NORWEGIAN BIRCHWOOD CRUPPER.

“I shan’t get up at five o’clock!” shouted Esmeralda, in a shrill voice, which nearly broke the drum of Ole’s right ear. “I don’t care; I shan’t get up to please anybody!”

Noah and Zachariah looked at one another, as much as to say, “Dawdy! she’s up; may our good shorengero land safely on the other side.”

“The next day’s journey is a long one,” suggested Ole, slowly recovering; and we promptly decided for half-past five. Ole screwed himself into his turf coffin, and, wrapping his head in his woollen shawl, we laid the waterproof over him, and he was comfortable for the night.

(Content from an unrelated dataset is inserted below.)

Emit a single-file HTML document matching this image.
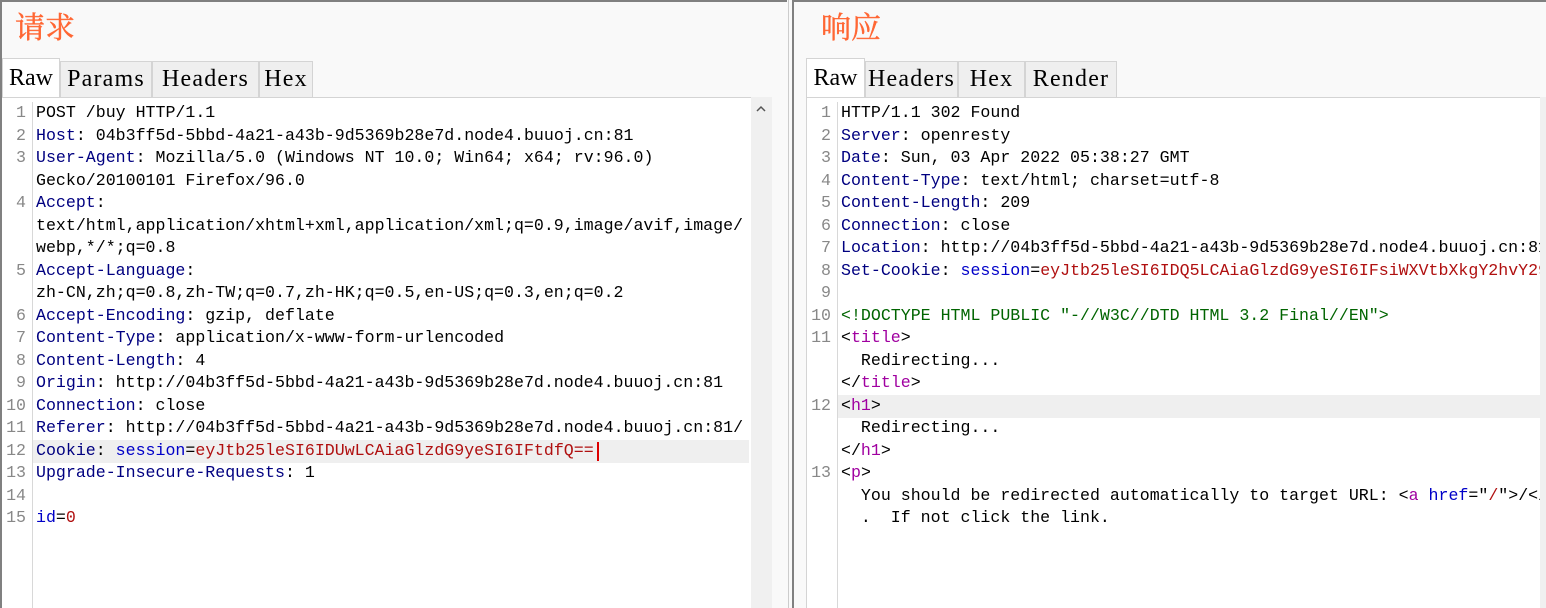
<!DOCTYPE html>
<html><head><meta charset="utf-8"><style>
*{margin:0;padding:0;box-sizing:border-box}
body{width:1546px;height:608px;background:#f9f9f9;position:relative;overflow:hidden;font-family:"Liberation Mono",monospace}
.abs{position:absolute}
.title{position:absolute;top:9px;font-family:"Liberation Serif","Noto Serif CJK SC",serif;font-size:30px;color:#ff6633;line-height:40px;-webkit-text-stroke:0.4px #ff6633}
.tab{position:absolute;top:61px;height:36px;background:#efefef;border:1px solid #d4d4d4;border-bottom:none;font-family:"Liberation Serif",serif;font-size:24px;letter-spacing:1.2px;line-height:34px;text-align:center;color:#000}
.tab.act{background:#fff;top:58px;height:40px;line-height:38px;letter-spacing:0}
.ed{position:absolute;top:97px;background:#fff}
.ln{position:absolute;font-size:16.6px;line-height:22.5px;white-space:pre;color:#000}
.num{position:absolute;font-size:16.6px;line-height:22.5px;color:#888;text-align:right;width:20px}
.k{color:#000080}.r{color:#b01010}.b{color:#0000c8}.g{color:#006400}.p{color:#a000a0}
.hl{position:absolute;background:#efefef;height:22.5px}
</style></head><body>
<div class="abs" style="left:0;top:0;width:787px;height:608px;border-top:2px solid #808080;border-left:2px solid #808080;background:#f9f9f9"></div>
<div class="title" style="left:15px">请求</div>
<div class="tab act" style="left:2px;width:58px">Raw</div>
<div class="tab" style="left:60px;width:92px">Params</div>
<div class="tab" style="left:152px;width:107px">Headers</div>
<div class="tab" style="left:259px;width:54px">Hex</div>
<div class="ed" style="left:2px;width:749px;height:511px;border-top:1px solid #d4d4d4"></div>
<div class="abs" style="left:751px;top:97px;width:21px;height:511px;background:#f0f0f0"></div>
<svg class="abs" style="left:755px;top:104px" width="12" height="10"><path d="M2 7 L6 3 L10 7" stroke="#555" stroke-width="1.5" fill="none"/></svg>
<div class="abs" style="left:788px;top:0;width:1px;height:608px;background:#ccc"></div>
<div class="abs" style="left:32px;top:102px;width:1px;height:506px;background:#d8d8d8"></div>
<div class="hl" style="left:33px;top:440px;width:716px"></div>
<div class="abs" style="left:597px;top:442px;width:2px;height:19px;background:#d00"></div>

<div class="num" style="left:6px;top:102px">1</div><div class="ln" style="left:36px;top:102px">POST /buy HTTP/1.1</div>
<div class="num" style="left:6px;top:124.5px">2</div><div class="ln" style="left:36px;top:124.5px"><span class="k">Host</span>: 04b3ff5d-5bbd-4a21-a43b-9d5369b28e7d.node4.buuoj.cn:81</div>
<div class="num" style="left:6px;top:147px">3</div><div class="ln" style="left:36px;top:147px"><span class="k">User-Agent</span>: Mozilla/5.0 (Windows NT 10.0; Win64; x64; rv:96.0)</div>
<div class="ln" style="left:36px;top:169.5px">Gecko/20100101 Firefox/96.0</div>
<div class="num" style="left:6px;top:192px">4</div><div class="ln" style="left:36px;top:192px"><span class="k">Accept</span>:</div>
<div class="ln" style="left:36px;top:214.5px">text/html,application/xhtml+xml,application/xml;q=0.9,image/avif,image/</div>
<div class="ln" style="left:36px;top:237px">webp,*/*;q=0.8</div>
<div class="num" style="left:6px;top:259.5px">5</div><div class="ln" style="left:36px;top:259.5px"><span class="k">Accept-Language</span>:</div>
<div class="ln" style="left:36px;top:282px">zh-CN,zh;q=0.8,zh-TW;q=0.7,zh-HK;q=0.5,en-US;q=0.3,en;q=0.2</div>
<div class="num" style="left:6px;top:304.5px">6</div><div class="ln" style="left:36px;top:304.5px"><span class="k">Accept-Encoding</span>: gzip, deflate</div>
<div class="num" style="left:6px;top:327px">7</div><div class="ln" style="left:36px;top:327px"><span class="k">Content-Type</span>: application/x-www-form-urlencoded</div>
<div class="num" style="left:6px;top:349.5px">8</div><div class="ln" style="left:36px;top:349.5px"><span class="k">Content-Length</span>: 4</div>
<div class="num" style="left:6px;top:372px">9</div><div class="ln" style="left:36px;top:372px"><span class="k">Origin</span>: http://04b3ff5d-5bbd-4a21-a43b-9d5369b28e7d.node4.buuoj.cn:81</div>
<div class="num" style="left:6px;top:394.5px">10</div><div class="ln" style="left:36px;top:394.5px"><span class="k">Connection</span>: close</div>
<div class="num" style="left:6px;top:417px">11</div><div class="ln" style="left:36px;top:417px"><span class="k">Referer</span>: http://04b3ff5d-5bbd-4a21-a43b-9d5369b28e7d.node4.buuoj.cn:81/</div>
<div class="num" style="left:6px;top:439.5px">12</div><div class="ln" style="left:36px;top:439.5px"><span class="k">Cookie</span>: <span class="b">session</span>=<span class="r">eyJtb25leSI6IDUwLCAiaGlzdG9yeSI6IFtdfQ==</span></div>
<div class="num" style="left:6px;top:462px">13</div><div class="ln" style="left:36px;top:462px"><span class="k">Upgrade-Insecure-Requests</span>: 1</div>
<div class="num" style="left:6px;top:484.5px">14</div>
<div class="num" style="left:6px;top:507px">15</div><div class="ln" style="left:36px;top:507px"><span class="b">id</span>=<span class="r">0</span></div>

<div class="abs" style="left:792px;top:0;width:754px;height:608px;border-top:2px solid #808080;border-left:2px solid #808080;background:#f9f9f9"></div>
<div class="title" style="left:821px">响应</div>
<div class="tab act" style="left:806px;width:59px">Raw</div>
<div class="tab" style="left:865px;width:93px">Headers</div>
<div class="tab" style="left:958px;width:67px">Hex</div>
<div class="tab" style="left:1025px;width:92px">Render</div>
<div class="ed" style="left:806px;width:740px;height:511px;border-top:1px solid #d4d4d4;border-left:1px solid #d4d4d4"></div>
<div class="abs" style="left:837px;top:102px;width:1px;height:506px;background:#d8d8d8"></div>
<div class="hl" style="left:838px;top:395px;width:708px"></div>

<div class="num" style="left:811px;top:102px">1</div><div class="ln" style="left:841px;top:102px">HTTP/1.1 302 Found</div>
<div class="num" style="left:811px;top:124.5px">2</div><div class="ln" style="left:841px;top:124.5px"><span class="k">Server</span>: openresty</div>
<div class="num" style="left:811px;top:147px">3</div><div class="ln" style="left:841px;top:147px"><span class="k">Date</span>: Sun, 03 Apr 2022 05:38:27 GMT</div>
<div class="num" style="left:811px;top:169.5px">4</div><div class="ln" style="left:841px;top:169.5px"><span class="k">Content-Type</span>: text/html; charset=utf-8</div>
<div class="num" style="left:811px;top:192px">5</div><div class="ln" style="left:841px;top:192px"><span class="k">Content-Length</span>: 209</div>
<div class="num" style="left:811px;top:214.5px">6</div><div class="ln" style="left:841px;top:214.5px"><span class="k">Connection</span>: close</div>
<div class="num" style="left:811px;top:237px">7</div><div class="ln" style="left:841px;top:237px"><span class="k">Location</span>: http://04b3ff5d-5bbd-4a21-a43b-9d5369b28e7d.node4.buuoj.cn:81</div>
<div class="num" style="left:811px;top:259.5px">8</div><div class="ln" style="left:841px;top:259.5px"><span class="k">Set-Cookie</span>: <span class="b">session</span>=<span class="r">eyJtb25leSI6IDQ5LCAiaGlzdG9yeSI6IFsiWXVtbXkgY2hvY29</span></div>
<div class="num" style="left:811px;top:282px">9</div>
<div class="num" style="left:811px;top:304.5px">10</div><div class="ln" style="left:841px;top:304.5px"><span class="g">&lt;!DOCTYPE HTML PUBLIC "-//W3C//DTD HTML 3.2 Final//EN"&gt;</span></div>
<div class="num" style="left:811px;top:327px">11</div><div class="ln" style="left:841px;top:327px">&lt;<span class="p">title</span>&gt;</div>
<div class="ln" style="left:841px;top:349.5px">  Redirecting...</div>
<div class="ln" style="left:841px;top:372px">&lt;/<span class="p">title</span>&gt;</div>
<div class="num" style="left:811px;top:394.5px">12</div><div class="ln" style="left:841px;top:394.5px">&lt;<span class="p">h1</span>&gt;</div>
<div class="ln" style="left:841px;top:417px">  Redirecting...</div>
<div class="ln" style="left:841px;top:439.5px">&lt;/<span class="p">h1</span>&gt;</div>
<div class="num" style="left:811px;top:462px">13</div><div class="ln" style="left:841px;top:462px">&lt;<span class="p">p</span>&gt;</div>
<div class="ln" style="left:841px;top:484.5px">  You should be redirected automatically to target URL: &lt;<span class="p">a</span> <span class="b">href</span>="<span class="r">/</span>"&gt;/&lt;/</div>
<div class="ln" style="left:841px;top:507px">  .  If not click the link.</div>
<div class="abs" style="left:1540px;top:97px;width:6px;height:511px;background:#f0f0f0"></div>
</body></html>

“Well,” said we to Esmeralda, being determined to maintain discipline, “you shall please yourself, but remember we move on in good time to-morrow.” Our hobbenengree was at once a study, which would have made the fortune of an artist.

For a time we wrote up our notes, till the shadows of night descended on the dark peaks, and a chill air came from the SmÖrstab glacier, when we retired to rest.

Our sleep the next morning was disturbed by Ole asking for matches and paper to light a fire. Very shortly we joined him. “Now, Zachariah!’—vand! vand!” Zachariah and Noah were soon up. We had only made eight miles yesterday, and it was a long day’s journey to reach the Utladal StÖl. The morning was windy, with a heavy dew, but we could see the sun creeping down the opposite mountain peaks, promising a hot day.

Tea was soon ready; a tin of potted meat was opened, and spread upon slices of bread. All four commenced breakfast with a good appetite.

When Esmeralda found that we did not attempt to disturb her, it is wonderful how quick she appeared, and the tents were immediately after packed up. Our camp was about 4,000 feet above the level of the sea. We observed some cow-dung flies and spiders in our tent before it was packed up.

The rugged peaks of the Tverbottenhornene (signifying peaks of the pass from one valley to another) rose before us. What a line of dark peaks! The scenery of this valley is extremely wild.